Distributed Task Scheduling for MEC-Assisted Virtual Reality: A Fully-Cooperative Multi-Agent Perspective

In the upcoming 6th generation of mobile networks, wireless virtual reality will become an essential application. Due to the heterogeneity of rendering requirements and edge servers, how to provide adaptable task scheduling capabilities in edge networks becomes an important issue. However, most related studies regard edge servers as self-interested nodes that make scheduling decisions independently, ignoring the potential power of cooperation among edge servers. In this paper, we propose a fully-cooperative task scheduling scheme for virtual reality, taking into account parallel multitasking, the randomness of task arrival and leaving, as well as network load balance. By sharing a common objective among distributed schedulers, tasks can be offloaded to proper edge servers in a cooperative way.

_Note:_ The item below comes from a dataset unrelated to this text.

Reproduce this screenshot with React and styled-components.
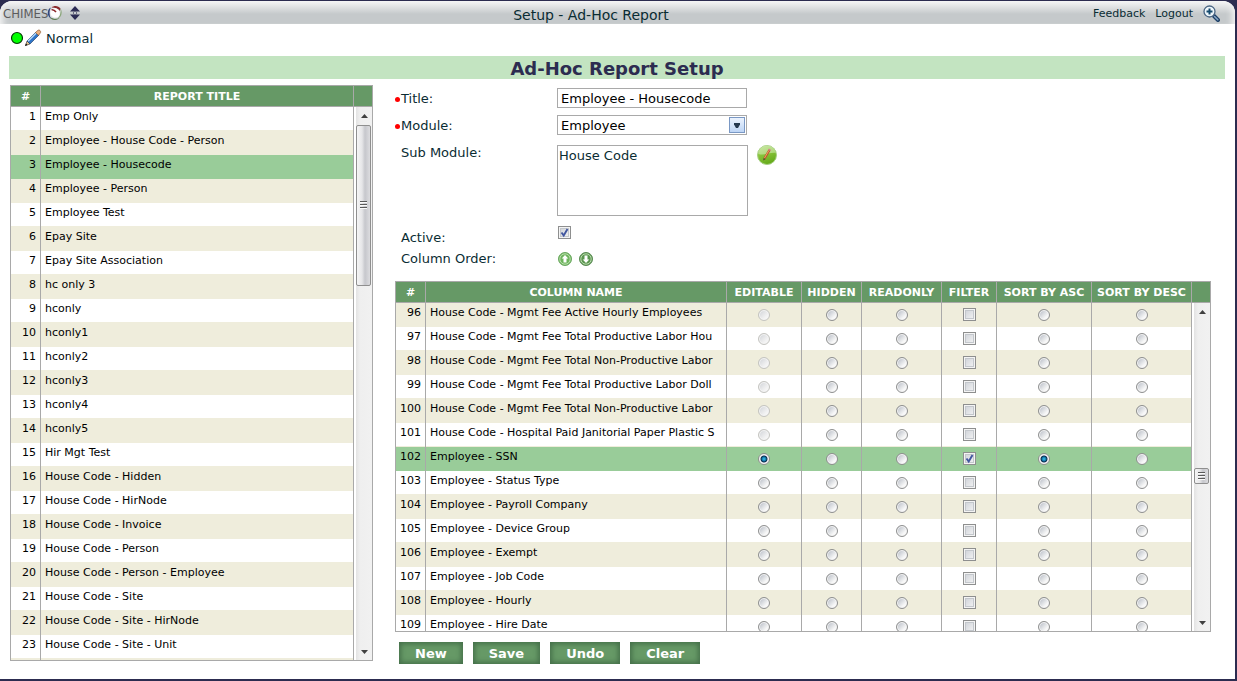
import React from "react";
import styled, { createGlobalStyle, css } from "styled-components";

const color = {
  frame: "#2c2c50",
  green: "#669966",
  line: "#a9a9a9",
  stripe: "#efeddc",
  selected: "#99cc99",
  band: "#c3e4c1",
  label: "#0a2c33",
};

const GlobalStyle = createGlobalStyle`
  * { box-sizing: border-box; }
  body {
    margin: 0;
    background: ${color.frame};
    font-family: Verdana, "DejaVu Sans", sans-serif;
    font-size: 13px;
    color: ${color.label};
  }
  button, input, select, textarea { font: inherit; }
`;

const Frame = styled.div`
  height: 100vh;
  padding: 1px 2px 2px 0;
`;

const Page = styled.div`
  height: 100%;
  display: flex;
  flex-direction: column;
  background: #fff;
  border-radius: 12px 12px 0 0;
  overflow: hidden;
`;

const TopBar = styled.header`
  flex: none;
  height: 23px;
  display: flex;
  align-items: center;
  background: linear-gradient(#f6f6f6 0, #e0e2e3 6px, #c5c9cb 13px, #c5c9cb 100%);
  box-shadow: inset 8px 0 6px -5px #f4f4f4, inset -8px 0 6px -5px #f4f4f4;
`;

const Brand = styled.div`
  flex: 0 0 90px;
  display: flex;
  align-items: center;
  padding: 1px 0 0 3px;
`;

const BrandName = styled.span`
  font: 13px "DejaVu Sans Condensed", Roboto, sans-serif;
  color: #5c5c5e;
  width: 44px;
  white-space: nowrap;
`;

const IconButton = styled.button`
  display: block;
  padding: 0;
  border: 0;
  background: none;
  line-height: 0;
  margin-left: ${(p) => p.$gap || 0}px;
`;

const PageName = styled.div`
  flex: 1;
  text-align: center;
  font-size: 14px;
  padding-top: 4px;
  line-height: 16px;
`;

const Nav = styled.nav`
  display: flex;
  align-items: center;
  gap: 10px;
  padding: 2px 15px 0 1px;
  font-size: 11px;
  line-height: 16px;
`;

const NavLink = styled.a`
  color: ${color.label};
  text-decoration: none;
`;

const Status = styled.div`
  flex: none;
  height: 32px;
  display: flex;
  align-items: center;
  padding: 0 10px 4px;
`;

const StatusText = styled.span`
  padding-left: 4px;
`;

const Banner = styled.h1`
  flex: none;
  margin: 0 10px 6px 9px;
  height: 23px;
  line-height: 25px;
  background: ${color.band};
  color: ${color.frame};
  font-size: 18px;
  font-weight: bold;
  text-align: center;
`;

const Main = styled.main`
  flex: 1;
  min-height: 0;
  display: flex;
  gap: 22px;
  padding: 0 15px 15px 10px;
`;

const Sidebar = styled.section`
  flex: 0 0 30%;
  display: flex;
  padding-bottom: 3px;
`;

const Detail = styled.section`
  flex: 1;
  min-width: 0;
  display: flex;
  flex-direction: column;
  padding-right: 9px;
`;

/* Grids */

const GridPanel = styled.div`
  flex: 1;
  min-width: 0;
  min-height: 0;
  display: flex;
  border: 1px solid ${color.line};
  overflow: hidden;
`;

const Viewport = styled.div`
  flex: 1;
  min-width: 0;
  overflow: hidden;
`;

const Table = styled.table`
  width: 100%;
  table-layout: fixed;
  border-collapse: separate;
  border-spacing: 0;
  font-size: 11px;
  color: #000;
`;

const Col = styled.col`
  width: ${(p) => (p.$w ? `${p.$w}px` : "auto")};
`;

const headCell = css`
  height: 21px;
  background: ${color.green};
  border-bottom: 1px solid ${color.line};
`;

const Th = styled.th`
  ${headCell}
  padding: 2px 0 0;
  border-right: 1px solid ${color.line};
  color: #fff;
  line-height: 18px;
  white-space: nowrap;
`;

const Row = styled.tr`
  background: ${(p) => (p.$selected ? color.selected : p.$striped ? color.stripe : "#fff")};
  --edge: ${(p) => (p.$selected ? color.selected : color.stripe)};
`;

const Td = styled.td`
  height: 24px;
  padding: 3px 4px 7px;
  border-right: 1px solid ${color.line};
  box-shadow: inset 0 -1px var(--edge);
  line-height: 14px;
  text-align: ${(p) => p.$align || "left"};
  white-space: nowrap;
  overflow: hidden;
`;

const ControlTd = styled(Td)`
  padding: 0 0 1px;
  line-height: 0;
  text-align: center;
`;

const boxBase = css`
  appearance: none;
  margin: 0;
  vertical-align: middle;
`;

const Radio = styled.input.attrs({ type: "radio" })`
  ${boxBase}
  width: 12px;
  height: 12px;
  border: 1px solid #8e8f8f;
  border-radius: 50%;
  background: linear-gradient(135deg, #bfc4cc 2px, #f8f8f8 10px);
  box-shadow: inset 0 0 0 1px #f4f4f4;
  &:checked {
    background: radial-gradient(circle, #3fc4ee 0, #0d76a8 2px, #0b2a48 3px, #f4f4f4 4px);
  }
  &:disabled {
    border-color: #c4c4c0;
    background: linear-gradient(135deg, #d6d8dc 2px, #f4f4f4 10px);
  }
`;

const CheckBox = styled.input.attrs({ type: "checkbox" })`
  ${boxBase}
  width: 13px;
  height: 13px;
  border: 1px solid #8e8f8f;
  background: linear-gradient(135deg, #cbcfd5, #f6f6f6);
  box-shadow: inset 0 0 0 1px #f4f4f4, inset 0 0 0 2px #c3c7cc;
`;

const CheckWrap = styled.span`
  display: inline-grid;
  vertical-align: middle;
  > * { grid-area: 1 / 1; }
  > svg { pointer-events: none; }
`;

const ScrollColumn = styled.div`
  flex: 0 0 18px;
  display: flex;
  flex-direction: column;
`;

const ScrollHead = styled.div`
  ${headCell}
  flex: none;
`;

const ScrollTrack = styled.div`
  flex: 1;
  margin-left: 2px;
  display: flex;
  flex-direction: column;
  background: linear-gradient(90deg, #e3e3e3, #efefef 4px, #f1f1f1);
`;

const ScrollArrow = styled.button`
  flex: 0 0 17px;
  padding: 0;
  border: 0;
  background: none;
  line-height: 0;
`;

const ScrollSpace = styled.div`
  flex: ${(p) => p.$grow} 1 0;
`;

const ScrollThumb = styled.div`
  flex: 0 0 ${(p) => p.$size}px;
  width: 15px;
  border: 1px solid #8f8f8f;
  border-radius: 2px;
  background: linear-gradient(90deg, #f5f5f5 0, #e6e6e8 5px, #c6c7cc 8px, #dcdcdf 13px);
  display: grid;
  place-items: center;
`;

/* Form */

const Field = styled.div`
  flex: none;
  display: flex;
  align-items: ${(p) => p.$align || "center"};
  min-height: ${(p) => p.$height || 20}px;
  margin-top: ${(p) => p.$gap}px;
`;

const Label = styled.label`
  flex: 0 0 162px;
  display: flex;
  align-items: center;
  padding-left: ${(p) => (p.$required ? 0 : 6)}px;
  padding-top: ${(p) => (p.$required ? 2 : 0)}px;
  line-height: 16px;
`;

const Dot = styled.span`
  width: 5px;
  height: 5px;
  margin-right: 1px;
  border-radius: 50%;
  background: #f00;
`;

const inputBox = css`
  border: 1px solid ${color.line};
  border-radius: 0;
  background: #fff;
  outline: 0;
`;

const TextInput = styled.input`
  ${inputBox}
  width: 190px;
  height: 20px;
  padding: 0 3px;
  color: #000;
`;

const SelectBox = styled.div`
  ${inputBox}
  display: grid;
  width: 190px;
  height: 20px;
  align-items: center;
  > * { grid-area: 1 / 1; }
  > svg { justify-self: end; margin-right: 1px; pointer-events: none; }
`;

const Select = styled.select`
  appearance: none;
  width: 100%;
  height: 18px;
  padding: 0 3px;
  border: 0;
  outline: 0;
  background: none;
  color: #000;
`;

const TextArea = styled.textarea`
  ${inputBox}
  width: 191px;
  height: 71px;
  padding: 2px 1px;
  resize: none;
  line-height: 16px;
  color: ${color.label};
`;

const OrderButtons = styled.div`
  display: flex;
  gap: 7px;
  padding-left: 1px;
`;

const ActiveBox = styled.span`
  align-self: flex-start;
  padding-left: 1px;
  line-height: 0;
`;

const GridArea = styled.div`
  flex: 1;
  min-height: 0;
  display: flex;
  margin-top: 14px;
`;

const Actions = styled.div`
  flex: none;
  display: flex;
  gap: 10px;
  padding: 10px 4px 0;
`;

const ActionButton = styled.button`
  height: 22px;
  padding: 1px 16px 0;
  border: 0;
  background: ${color.green};
  box-shadow: inset 0 0 5px 2px #45704a;
  color: #fff;
  font-weight: bold;
  line-height: 20px;
`;

/* Icons */

const Swirl = () => (
  <svg width="16" height="16" viewBox="0 0 16 16" fill="none">
    <circle cx="8" cy="8" r="6.500" fill="#dfe2e4" />
    <path d="M4.500 2.500C7 .2 11.500.5 13.500 3.500L13 6C11.500 3.500 8 2.500 4.500 2.500Z" fill="#8c2a2c" />
    <path d="M13.500 3.500c2.200 3.500 1.300 7.500-1.500 9.500l-1.500.5c2.500-2.500 3.500-6 3-10Z" fill="#8ba67c" />
    <path d="M12.500 13c-2.500 2.500-6 2.700-8.500.8l-1-1.800c3 2 6.500 2.300 9.500 1Z" fill="#5f7f55" />
    <path d="M4 13.800C.5 11.500-.2 7 2 3.800L4 2.500C2 6 2.200 10 4 13.800Z" fill="#34477c" />
    <path d="M4.500 4c3-1.500 7-.5 8 3s-1 5-3.500 5.500S3.500 11 3.500 8c0-1.500.3-3 1-4Z" fill="#fff" />
    <path d="M4.500 4.500c2 .2 3.500 1 4.500 2.500" stroke="#8c2a2c" strokeWidth="1.500" />
  </svg>
);

const UpDown = () => (
  <svg width="10" height="14" viewBox="0 0 10 14">
    <path d="M5 0l5 5.500H0zM5 14l5-5.500H0z" fill="#2c2c55" />
    <circle cx="5" cy="7" r="1.700" fill="#c9cdd2" stroke="#53536f" strokeWidth=".8" />
  </svg>
);

const Magnifier = () => (
  <svg width="17" height="17" viewBox="0 0 17 17" fill="none">
    <path d="M10 10l5 5" stroke="#1d3f66" strokeWidth="4" strokeLinecap="round" />
    <path d="M11.500 11.500l3.300 3.300" stroke="#86a6c6" strokeWidth="1.500" strokeLinecap="round" />
    <circle cx="6.500" cy="6.500" r="5.500" fill="#eef6fb" stroke="#4a6583" strokeWidth="1.300" />
    <path d="M6.500 3.500v6M3.500 6.500h6" stroke="#14496d" strokeWidth="2" />
  </svg>
);

const StatusDot = () => (
  <svg width="14" height="14" viewBox="0 0 14 14">
    <circle cx="7" cy="7" r="5.500" fill="#0f0" stroke="#063806" strokeWidth="1.200" />
  </svg>
);

const Pencil = () => (
  <svg width="18" height="18" viewBox="0 0 18 18">
    <path d="M1.500 16.500L3 12l3 3z" fill="#e8c48a" stroke="#2b2b2b" strokeWidth=".6" />
    <path d="M3 12L12 3l3 3L6 15z" fill="#2f76c9" stroke="#1b3358" strokeWidth=".6" />
    <path d="M4 12.300l8.500-8.500" stroke="#b5dafa" strokeWidth="1.500" />
    <path d="M11.500 3.500L14 1.200q1.200-.6 2 .3t.6 2L14.500 6.500z" fill="#eeb07a" stroke="#7a4a22" strokeWidth=".6" />
    <path d="M1 17l1-2.500L3.500 16z" fill="#111" />
  </svg>
);

const DropIcon = () => (
  <svg width="16" height="16" viewBox="0 0 16 16">
    <defs>
      <linearGradient id="drop" x2="0" y2="1">
        <stop offset="0" stopColor="#edf4fe" />
        <stop offset="1" stopColor="#bcd4f5" />
      </linearGradient>
    </defs>
    <rect x=".5" y=".5" width="15" height="15" fill="url(#drop)" stroke="#7a98c4" />
    <path d="M5 6h6v1.500L9 11H7L5 7.500z" fill="#24384f" />
  </svg>
);

const EditIcon = () => (
  <svg width="20" height="20" viewBox="0 0 20 20">
    <defs>
      <linearGradient id="edit" x2=".4" y2="1">
        <stop offset="0" stopColor="#b9e08a" />
        <stop offset=".45" stopColor="#8cc63e" />
        <stop offset="1" stopColor="#67ab1c" />
      </linearGradient>
    </defs>
    <circle cx="10" cy="10" r="9.500" fill="url(#edit)" stroke="#a6cf83" />
    <path d="M1.500 9a8.500 8 0 0 1 17-1C14 7 7 11 1.500 9Z" fill="#d9efbd" opacity=".55" />
    <path d="M7.500 13.500L12.500 5" stroke="#b8552a" strokeWidth="2.400" />
    <path d="M7.500 13L12 5.300" stroke="#f2a065" />
    <path d="M12.200 5.400l.7-1.300" stroke="#d77f8f" strokeWidth="2.400" />
    <path d="M6.200 15.500l.4-2.500 2 1.200z" fill="#5a4230" />
  </svg>
);

const OrderIcon = ({ down }) => (
  <svg width="14" height="14" viewBox="0 0 14 14">
    <circle cx="7" cy="7" r="6.500" fill={down ? "#5b9650" : "#6db45c"} stroke={down ? "#5a8a54" : "#6aa860"} />
    <circle cx="7" cy="7" r="5.200" fill="none" stroke="#c4e2b8" strokeWidth=".9" />
    <path
      d="M7 3l3.300 3.500H8.500V10.500h-3V6.500H3.700z"
      fill="#fff"
      transform={down ? "rotate(180 7 7)" : undefined}
    />
  </svg>
);

const Tick = () => (
  <svg width="13" height="13" viewBox="0 0 13 13" fill="none">
    <path d="M3.500 6.500l2.200 3L9.500 3" stroke="#4257a0" strokeWidth="1.900" />
  </svg>
);

const Arrow = ({ down }) => (
  <svg width="7" height="4" viewBox="0 0 7 4">
    <path d={down ? "M0 0h7L3.500 4z" : "M0 4h7L3.500 0z"} fill="#404040" />
  </svg>
);

const Grip = () => (
  <svg width="7" height="9" viewBox="0 0 7 9">
    <path d="M0 .5h7M0 3.500h7M0 6.500h7" stroke="#5a5a5a" />
    <path d="M0 1.500h7M0 4.500h7M0 7.500h7" stroke="#fafafa" />
  </svg>
);

const Check = (props) => (
  <CheckWrap>
    <CheckBox {...props} />
    {props.defaultChecked && <Tick />}
  </CheckWrap>
);

const ScrollBar = ({ before, size, after }) => (
  <ScrollColumn>
    <ScrollHead />
    <ScrollTrack>
      <ScrollArrow type="button" aria-label="Scroll up"><Arrow /></ScrollArrow>
      <ScrollSpace $grow={before} />
      <ScrollThumb $size={size}><Grip /></ScrollThumb>
      <ScrollSpace $grow={after} />
      <ScrollArrow type="button" aria-label="Scroll down"><Arrow down /></ScrollArrow>
    </ScrollTrack>
  </ScrollColumn>
);

const reports = [
  "Emp Only", "Employee - House Code - Person", "Employee - Housecode", "Employee - Person",
  "Employee Test", "Epay Site", "Epay Site Association", "hc only 3", "hconly", "hconly1",
  "hconly2", "hconly3", "hconly4", "hconly5", "Hir Mgt Test", "House Code - Hidden",
  "House Code - HirNode", "House Code - Invoice", "House Code - Person",
  "House Code - Person - Employee", "House Code - Site", "House Code - Site - HirNode",
  "House Code - Site - Unit",
];

const columns = [
  "House Code - Mgmt Fee Active Hourly Employees",
  "House Code - Mgmt Fee Total Productive Labor Hou",
  "House Code - Mgmt Fee Total Non-Productive Labor",
  "House Code - Mgmt Fee Total Productive Labor Doll",
  "House Code - Mgmt Fee Total Non-Productive Labor",
  "House Code - Hospital Paid Janitorial Paper Plastic S",
  "Employee - SSN", "Employee - Status Type", "Employee - Payroll Company",
  "Employee - Device Group", "Employee - Exempt", "Employee - Job Code",
  "Employee - Hourly", "Employee - Hire Date",
].map((name, i) => ({ id: 96 + i, name, locked: i < 6, selected: i === 6 }));

const ReportGrid = () => (
  <GridPanel>
    <Viewport>
      <Table>
        <colgroup><Col $w={30} /><Col /></colgroup>
        <thead><tr><Th>#</Th><Th>REPORT TITLE</Th></tr></thead>
        <tbody>
          {reports.map((name, i) => (
            <Row key={name} $striped={i % 2 === 1} $selected={i === 2}>
              <Td $align="right">{i + 1}</Td>
              <Td>{name}</Td>
            </Row>
          ))}
          <Row $striped><Td /><Td /></Row>
        </tbody>
      </Table>
    </Viewport>
    <ScrollBar before={1} size={161} after={357} />
  </GridPanel>
);

const ColumnGrid = () => (
  <GridPanel>
    <Viewport>
      <Table>
        <colgroup>
          <Col $w={30} /><Col /><Col $w={75} /><Col $w={60} /><Col $w={80} />
          <Col $w={55} /><Col $w={95} /><Col $w={100} />
        </colgroup>
        <thead>
          <tr>
            <Th>#</Th><Th>COLUMN NAME</Th><Th>EDITABLE</Th><Th>HIDDEN</Th>
            <Th>READONLY</Th><Th>FILTER</Th><Th>SORT BY ASC</Th><Th>SORT BY DESC</Th>
          </tr>
        </thead>
        <tbody>
          {columns.map(({ id, name, locked, selected }) => (
            <Row key={id} $striped={id % 2 === 0} $selected={selected}>
              <Td $align="right">{id}</Td>
              <Td>{name}</Td>
              <ControlTd><Radio name={`mode-${id}`} aria-label="Editable" disabled={locked} defaultChecked={selected} /></ControlTd>
              <ControlTd><Radio name={`mode-${id}`} aria-label="Hidden" /></ControlTd>
              <ControlTd><Radio name={`mode-${id}`} aria-label="Readonly" /></ControlTd>
              <ControlTd><Check aria-label="Filter" defaultChecked={selected} /></ControlTd>
              <ControlTd><Radio name={`sort-${id}`} aria-label="Sort by asc" defaultChecked={selected} /></ControlTd>
              <ControlTd><Radio name={`sort-${id}`} aria-label="Sort by desc" /></ControlTd>
            </Row>
          ))}
        </tbody>
      </Table>
    </Viewport>
    <ScrollBar before={148} size={16} after={130} />
  </GridPanel>
);

export default function App() {
  return (
    <Frame>
      <GlobalStyle />
      <Page>
        <TopBar>
          <Brand>
            <BrandName>CHIMES</BrandName>
            <Swirl />
            <IconButton type="button" aria-label="Toggle menu" $gap={7}><UpDown /></IconButton>
          </Brand>
          <PageName>Setup - Ad-Hoc Report</PageName>
          <Nav>
            <NavLink href="#feedback">Feedback</NavLink>
            <NavLink href="#logout">Logout</NavLink>
            <IconButton type="button" aria-label="Zoom"><Magnifier /></IconButton>
          </Nav>
        </TopBar>
        <Status>
          <StatusDot />
          <Pencil />
          <StatusText>Normal</StatusText>
        </Status>
        <Banner>Ad-Hoc Report Setup</Banner>
        <Main>
          <Sidebar><ReportGrid /></Sidebar>
          <Detail>
            <Field $gap={3}>
              <Label htmlFor="title" $required><Dot />Title:</Label>
              <TextInput id="title" defaultValue="Employee - Housecode" />
            </Field>
            <Field $gap={7}>
              <Label htmlFor="module" $required><Dot />Module:</Label>
              <SelectBox>
                <Select id="module" defaultValue="Employee"><option>Employee</option></Select>
                <DropIcon />
              </SelectBox>
            </Field>
            <Field $gap={10} $align="flex-start">
              <Label htmlFor="submodule">Sub Module:</Label>
              <TextArea id="submodule" readOnly defaultValue="House Code" />
              <IconButton type="button" aria-label="Edit sub modules" $gap={9}><EditIcon /></IconButton>
            </Field>
            <Field $gap={10} $align="flex-end">
              <Label htmlFor="active">Active:</Label>
              <ActiveBox><Check id="active" defaultChecked /></ActiveBox>
            </Field>
            <Field $gap={5} $height={16}>
              <Label as="span">Column Order:</Label>
              <OrderButtons>
                <IconButton type="button" aria-label="Move column up"><OrderIcon /></IconButton>
                <IconButton type="button" aria-label="Move column down"><OrderIcon down /></IconButton>
              </OrderButtons>
            </Field>
            <GridArea><ColumnGrid /></GridArea>
            <Actions>
              <ActionButton type="button">New</ActionButton>
              <ActionButton type="button">Save</ActionButton>
              <ActionButton type="button">Undo</ActionButton>
              <ActionButton type="button">Clear</ActionButton>
            </Actions>
          </Detail>
        </Main>
      </Page>
    </Frame>
  );
}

We first formulate an optimization problem to maximize the number of delay-satisfied tasks in the entire edge network. Next, we treat the edge network as a fully-cooperative multi-agent system and transform the problem into a decentralized partially observed Markov decision process (Dec-POMDP). Finally, we propose a cooperative task scheduling scheme based on multi-agent proximal policy optimization to solve the Dec-POMDP. Simulation results show that the cooperation among edge nodes brings the network improvement in terms of offloading success rate, delay compliance rate, and load balance.